Luogo di battaglie epiche, ma anche di intriganti storie e leggende, la vallata dei due castelli è stata anche località di caccia prediletta di Federico II di Svevia, che amava risiedere nel maniero di Santa Lucia del Mela e cacciare nei territori paludosi compresi tra Milazzo e San Filippo del Mela.

Eppure in pochi lo sanno!

Tra le campagne di Santa Marina, San Marco e Belvedere, inoltre, è nata e si è fatta strada una realtà che il mondo ci invidia: quella florovivaistica. Le piante prodotte in queste località vengono commercializzate ovunque in Europa, arrivando ad essere vendute persino in Olanda, patria dei fiori per eccellenza.

Eppure in pochi lo sanno!

Cuore e anima della Valle del Mela è l’omonimo torrente, che nei millenni, con le sue piene a volte anche devastanti, è stato in grado di plasmare ed arricchire il territorio non soltanto dal punto di vista morfologico, ma anche naturalistico.

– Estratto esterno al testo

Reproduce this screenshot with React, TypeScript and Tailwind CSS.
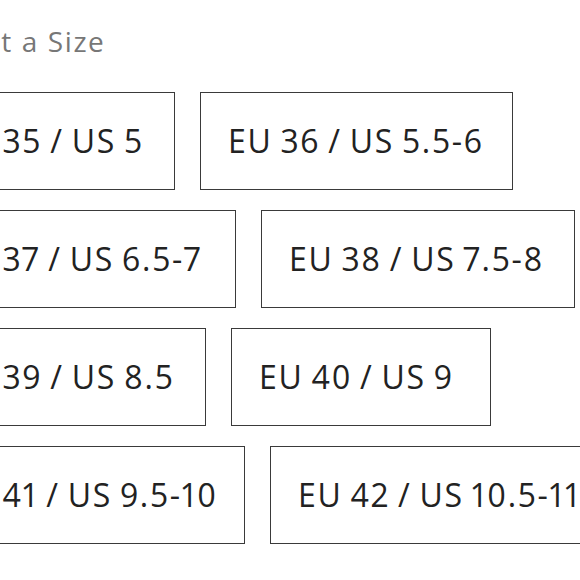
import React from "react";

const rows: { label: string; w: number }[][] = [
  [
    { label: "EU 35 / US 5", w: 253 },
    { label: "EU 36 / US 5.5-6", w: 313 },
  ],
  [
    { label: "EU 37 / US 6.5-7", w: 314 },
    { label: "EU 38 / US 7.5-8", w: 314 },
  ],
  [
    { label: "EU 39 / US 8.5", w: 284 },
    { label: "EU 40 / US 9", w: 260 },
  ],
  [
    { label: "EU 41 / US 9.5-10", w: 323 },
    { label: "EU 42 / US 10.5-11", w: 334 },
  ],
];

export default function App() {
  return (
    <div
      className="w-[580px] h-[580px] overflow-hidden bg-white"
      style={{ fontFamily: '"Open Sans", "Liberation Sans", sans-serif' }}
    >
      <div className="ml-[-78px] pt-[23px] w-[700px]">
        <div className="ml-[4px] mb-[33px] text-[28px] leading-[36px] tracking-[1.6px] text-[#777777]">
          Select a Size
        </div>
        <div className="flex flex-col gap-y-[20px]">
          {rows.map((row, i) => (
            <div key={i} className="flex gap-x-[25px]">
              {row.map((b) => (
                <button
                  key={b.label}
                  type="button"
                  className="h-[98px] shrink-0 flex items-center justify-start pl-[27px] border border-[#3a3a3a] bg-white text-[32px] tracking-[1.7px] [word-spacing:-2px] proportional-nums text-[#222222] whitespace-nowrap"
                  style={{ width: b.w }}
                >
                  {b.label}
                </button>
              ))}
            </div>
          ))}
        </div>
      </div>
    </div>
  );
}
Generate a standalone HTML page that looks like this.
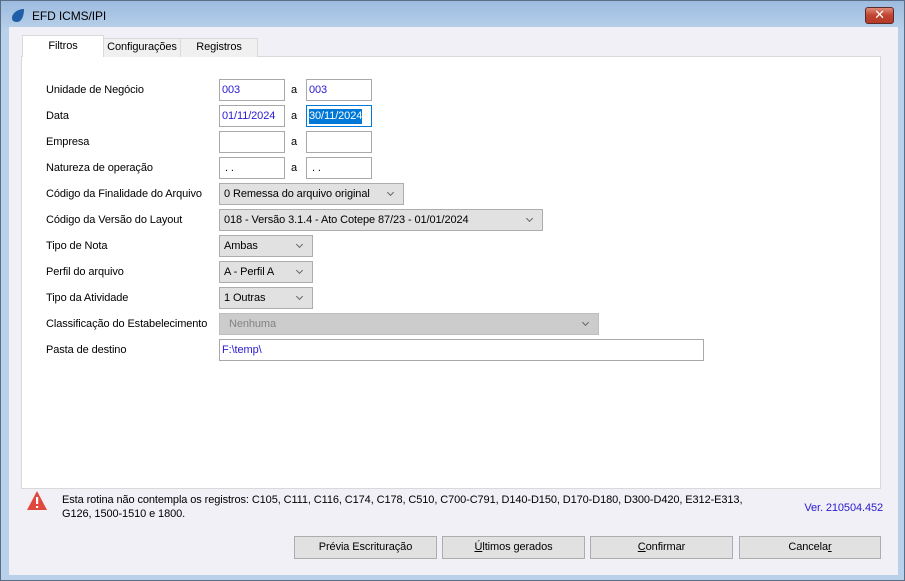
<!DOCTYPE html>
<html><head><meta charset="utf-8"><style>
*{margin:0;padding:0;box-sizing:border-box}
body{width:905px;height:581px;overflow:hidden;background:#b9d1ea;font-family:"Liberation Sans","DejaVu Sans",sans-serif;font-size:11px;letter-spacing:-0.1px;color:#000;position:relative}
.a{position:absolute;white-space:nowrap}
.frame{left:0;top:0;width:905px;height:581px;background:linear-gradient(#9dbbdf,#b9d1ea 30px);border:1px solid #5a6d85}
.client{left:9px;top:27px;width:889px;height:548px;background:#f0f0f6}
.panel{left:21px;top:56px;width:860px;height:433px;background:#fff;border:1px solid #d9d9d9}
.tab{height:19px;background:#f0f0f0;border:1px solid #d9d9d9;border-bottom:none;text-align:center;line-height:17px}
.inp{height:22px;border:1px solid #a9a9a9;background:#fff;color:#2a1ad0;line-height:20px;padding-left:2px}
.cb{height:22px;border:1px solid #adadad;background:#e1e1e1;line-height:20px;padding-left:4px}
.cb:after{content:"";position:absolute;right:10px;top:6px;width:4px;height:4px;border-right:1px solid #666;border-bottom:1px solid #666;transform:rotate(45deg)}
.lbl{left:46px}
.btn{height:23px;border:1px solid #adadad;background:#e1e1e1;text-align:center;line-height:21px}
</style></head><body>
<div class="a frame"></div>
<svg class="a" style="left:11px;top:8px" width="14" height="15" viewBox="0 0 14 15"><path d="M13 1 C7 1 1 5 1 10 C1 13 3 14 6 14 C10 14 13 9 13 1Z" fill="#1f5fa8"/></svg>
<div class="a" style="left:32px;top:9px;font-size:12px">EFD ICMS/IPI</div>
<div class="a" style="left:865px;top:7px;width:29px;height:17px;border:1px solid #5b2a2a;border-radius:3px;background:linear-gradient(#e08a78,#c0432f 50%,#b53a28);color:#fff;text-align:center;font-weight:bold;font-size:13px;line-height:14px">✕</div>
<div class="a client"></div>
<div class="a panel"></div>
<div class="a tab" style="left:103px;top:38px;width:78px">Configurações</div>
<div class="a tab" style="left:180px;top:38px;width:78px">Registros</div>
<div class="a tab" style="left:22px;top:35px;width:82px;height:22px;background:#fff;line-height:20px">Filtros</div>

<div class="a lbl" style="top:84px">Unidade de Negócio</div>
<div class="a lbl" style="top:110px">Data</div>
<div class="a lbl" style="top:136px">Empresa</div>
<div class="a lbl" style="top:162px">Natureza de operação</div>
<div class="a lbl" style="top:188px">Código da Finalidade do Arquivo</div>
<div class="a lbl" style="top:214px">Código da Versão do Layout</div>
<div class="a lbl" style="top:240px">Tipo de Nota</div>
<div class="a lbl" style="top:266px">Perfil do arquivo</div>
<div class="a lbl" style="top:292px">Tipo da Atividade</div>
<div class="a lbl" style="top:318px">Classificação do Estabelecimento</div>
<div class="a lbl" style="top:344px">Pasta de destino</div>

<div class="a inp" style="left:219px;top:79px;width:66px">003</div>
<div class="a" style="left:291px;top:84px">a</div>
<div class="a inp" style="left:306px;top:79px;width:66px">003</div>
<div class="a inp" style="left:219px;top:105px;width:66px">01/11/2024</div>
<div class="a" style="left:291px;top:110px">a</div>
<div class="a inp" style="left:306px;top:105px;width:66px;border-color:#0078d7;padding-left:2px"><span style="background:#0078d7;color:#fff;display:inline-block;line-height:15px">30/11/2024</span></div>
<div class="a inp" style="left:219px;top:131px;width:66px"></div>
<div class="a" style="left:291px;top:136px">a</div>
<div class="a inp" style="left:306px;top:131px;width:66px"></div>
<div class="a inp" style="left:219px;top:157px;width:66px;color:#000">&nbsp;. .</div>
<div class="a" style="left:291px;top:162px">a</div>
<div class="a inp" style="left:306px;top:157px;width:66px;color:#000">&nbsp;. .</div>

<div class="a cb" style="left:219px;top:183px;width:185px">0 Remessa do arquivo original</div>
<div class="a cb" style="left:219px;top:209px;width:324px">018 - Versão 3.1.4 - Ato Cotepe 87/23 - 01/01/2024</div>
<div class="a cb" style="left:219px;top:235px;width:94px">Ambas</div>
<div class="a cb" style="left:219px;top:261px;width:94px">A - Perfil A</div>
<div class="a cb" style="left:219px;top:287px;width:94px">1 Outras</div>
<div class="a cb" style="left:219px;top:313px;width:380px;background:#cccccc;border-color:#bfbfbf;color:#838383;padding-left:9px">Nenhuma</div>
<div class="a inp" style="left:219px;top:339px;width:485px">F:\temp\</div>

<svg class="a" style="left:26px;top:490px" width="22" height="21" viewBox="0 0 22 21"><path d="M11 1 L21 20 L1 20Z" fill="#e0483e"/><rect x="10" y="7" width="2.2" height="7" fill="#fff"/><rect x="10" y="16" width="2.2" height="2" fill="#fff"/></svg>
<div class="a" style="left:62px;top:493px;line-height:14px">Esta rotina não contempla os registros: C105, C111, C116, C174, C178, C510, C700-C791, D140-D150, D170-D180, D300-D420, E312-E313,<br>G126, 1500-1510 e 1800.</div>
<div class="a" style="right:22px;top:502px;color:#2a1ad0">Ver. 210504.452</div>

<div class="a btn" style="left:294px;top:536px;width:143px">Prévia Escrituração</div>
<div class="a btn" style="left:442px;top:536px;width:143px"><u>Ú</u>ltimos gerados</div>
<div class="a btn" style="left:590px;top:536px;width:143px"><u>C</u>onfirmar</div>
<div class="a btn" style="left:739px;top:536px;width:142px">Cancela<u>r</u></div>
</body></html>
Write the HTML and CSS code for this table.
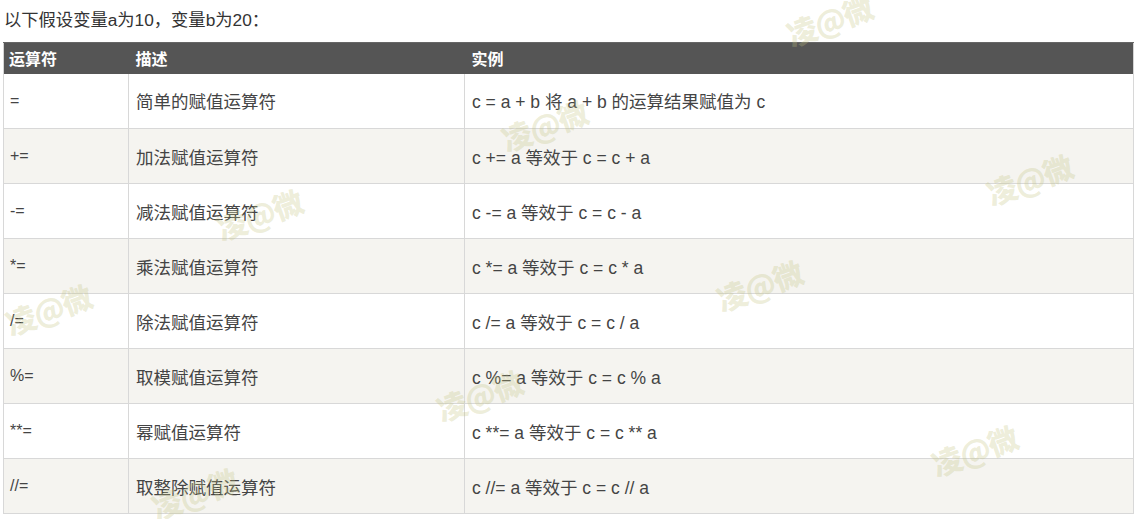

Quello stesso corso d’acqua trasformatosi, oggi, in discarica indiscriminata di rifiuti di ogni genere e in attesa da tempo immemore di una adeguata bonifica e di una sistemazione di tipo idrogeologico. Obiettivo, questo, che oggi, finalmente, si sta cercando di realizzare attraverso il coinvolgimento delle varie istituzioni preposte e delle realtà associative, per restituire il torrente alla natura e ai cittadini che la amano e la rispettano.

Per non parlare, poi, del borgo di Sicaminò e delle cascate Cataolo; dei tanti sentieri naturalistici che dal Niceto al Mela segnano tracciati ormai ignoti ai più, da cui si possono scorgere panorami incantevoli; delle numerose chiese e chiesette presenti nel comprensorio, vere e propri scrigni di opere d’arte di assoluto pregio.

Insomma, un comprensorio ampio e multiforme, in grado di offrire ai turisti varietà di scelta.

Questo è l’orizzonte a cui guardare!

Ritengo ci siano concrete possibilità per rendere possibile tutto questo ed altro ancora, e se la strada è ancora lunga, il successo turistico registrato questa estate fa ben sperare.

La parola d’ordine, tuttavia, non può che essere una sola: collaborazione.